Von einem Tag auf den anderen bekam ich eine Leseallergie. Eine leichte Übelkeit stellte sich ein, sobald ich ein Buch aufschlug. Während ich bereits im Vorschulalter stets vollbeladen und glücklich strahlend aus der Bücherhalle zurückgekehrt war, mit lauter lesbaren Schätzen im Schulranzen, war jetzt der Ofen aus. Sowas von. Was interessierte mich Werthers Lottchen? Was der Weltschmerz eines Heine? Und die Ironie war zwar ein spannendes linguistisches Thema; das jedoch erprobte ich lieber in der Praxis. Mit letzter Motivation holte ich mir viele bunte Heftchen aus der Bücherei. Schülerhilfen zu den großen literarischen Werken. Was waren die Hauptthemen im Faust? Warum ließ sich Gretchen von ihm anschnacken? Was wollte sie mit ihrer naiven Frage erreichen? Für jedes Werk hatte ich einen Tag und heute sollte Shakespeares Hamlet dran sein.

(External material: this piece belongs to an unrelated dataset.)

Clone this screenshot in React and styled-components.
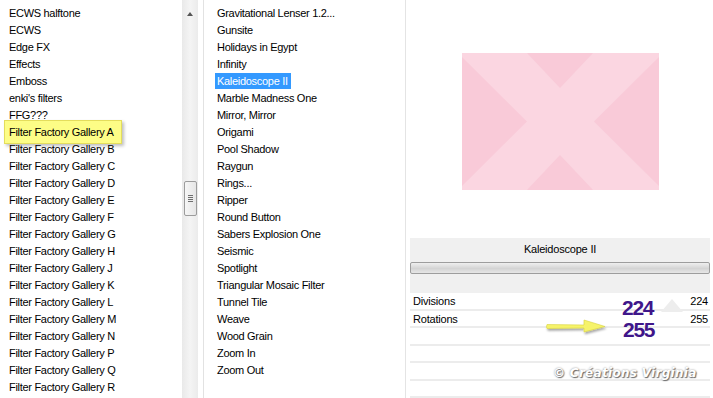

Ich machte mir einen Croque, mischte unter die gekaufte Knoblauchsauce drei rohe Zehen Knobi, gab alles auf den Salat und biss herzhaft hinein, während das Heftchen das Schicksal der wirren Ophelia interpretierte. Als dem geneigten Leser gerade erklärt wurde, warum Polonius sich hinter dem Vorhang versteckte, klingelte das Telefon. Elli.
„Du kommst mit in die Disco!“, war ihre vehemente Antwort auf meinen Versuch zu kneifen. „Wie du es versprochen hast.“
Das allerdings war verlorene Liebesmüh, hatte ich doch just drei rohe Knoblauchzehen zer- und dazu noch verdrückt. Ich schilderte ihr die Situation in groben Zügen; sie zeigte sich wenig verständnisvoll. Da gebe es Mittel. Pfefferminzbonbons lutschen, Milch trinken, auf schwarzem Tee herumkauen, so was.
„Frido wird da sein.“
Frido! Ach du meine Güte. Der Kumpel von Ellis Mann, mit dem ich letztens geflirtet hatte.

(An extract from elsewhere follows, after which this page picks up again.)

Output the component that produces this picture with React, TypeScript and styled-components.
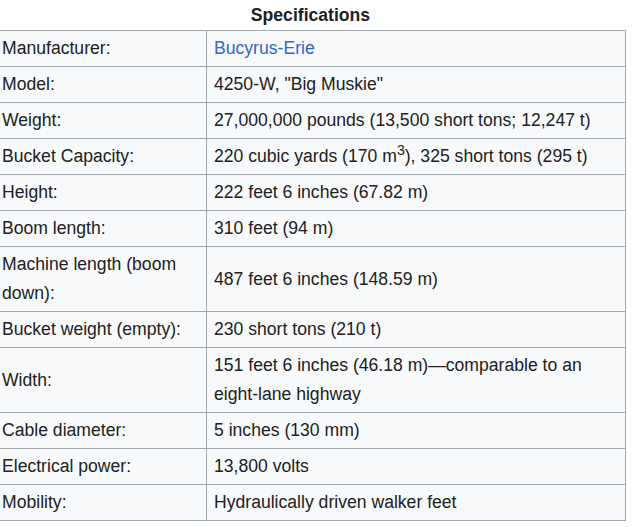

„Dann erst recht nicht, Elli, sorry.“
Sie reichte den Hörer wortlos ihrem Mann: „Tu was, Stefan.“
Auch Stefan wurde von mir über meinen exzessiven Knoblauchkonsum informiert, tat es aber mit einem „Ist nicht so wild“ ab.

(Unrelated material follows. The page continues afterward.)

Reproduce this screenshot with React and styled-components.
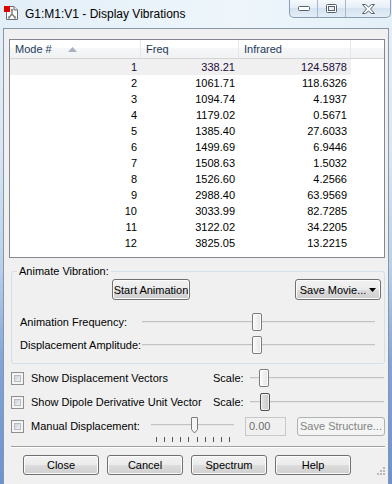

„Wie – nicht so wild??? Frido wird da sein, Stefan!“
„Frido steht auf Knoblauch.“
Na dann. Ich pfefferte die Schülerhilfen mitsamt Ophelias Schicksal in die Ecke und brezelte mich auf für Frido. Es war schon spät, ich nahm ein Taxi, verwickelte den türkischen Fahrer in ein Gespräch und bat ihn als Spezialisten, mir unumwunden die Wahrheit zu sagen: „Wie schlimm ist es?“
Der Fahrer hatte so gar nichts gemerkt. Wenn ich das mit dem Knobi nicht erwähnt hätte, wäre ihm nichts aufgefallen. Ich gab 5 Euro Trinkgeld und stieg motiviert aus dem Taxi.
So ganz waren meine knoblauchbedingten Berührungsängste nicht abgebaut. Um das zu kaschieren, stand ich cool an den Tresen gelehnt, lächelte, von Frido angesprochen, diskret, sprach wenig. Doch Alkohol macht hemmungslos und lüstern.
„Ich möchte auch knutschen!“, stieß ich aus, als ich Elli ihren Mann küssen sah.
„Dann knutsch doch!“
„Mit wem denn?!“
„Na, Frido steht doch da hinten.“
„Das geht nicht. Ich weiß nicht …“
Stefan wurde ausgesandt, unterrichtete Frido über meinen Knutschbedarf. Kurz darauf war der zur Stelle.
Ich erfüllte meine Pflicht als bewusste Knoblauchkonsumentin, wies ihn auf die Risiken des überhöhten Konsums, vor allem für die Mitmenschen, hin – die wilde Knutscherei begann.
Der Abend fiel dann doch ziemlich nett aus, in der mündlichen Prüfung bekam ich eine drei – und Frido steht wohl tatsächlich auf Knoblauch.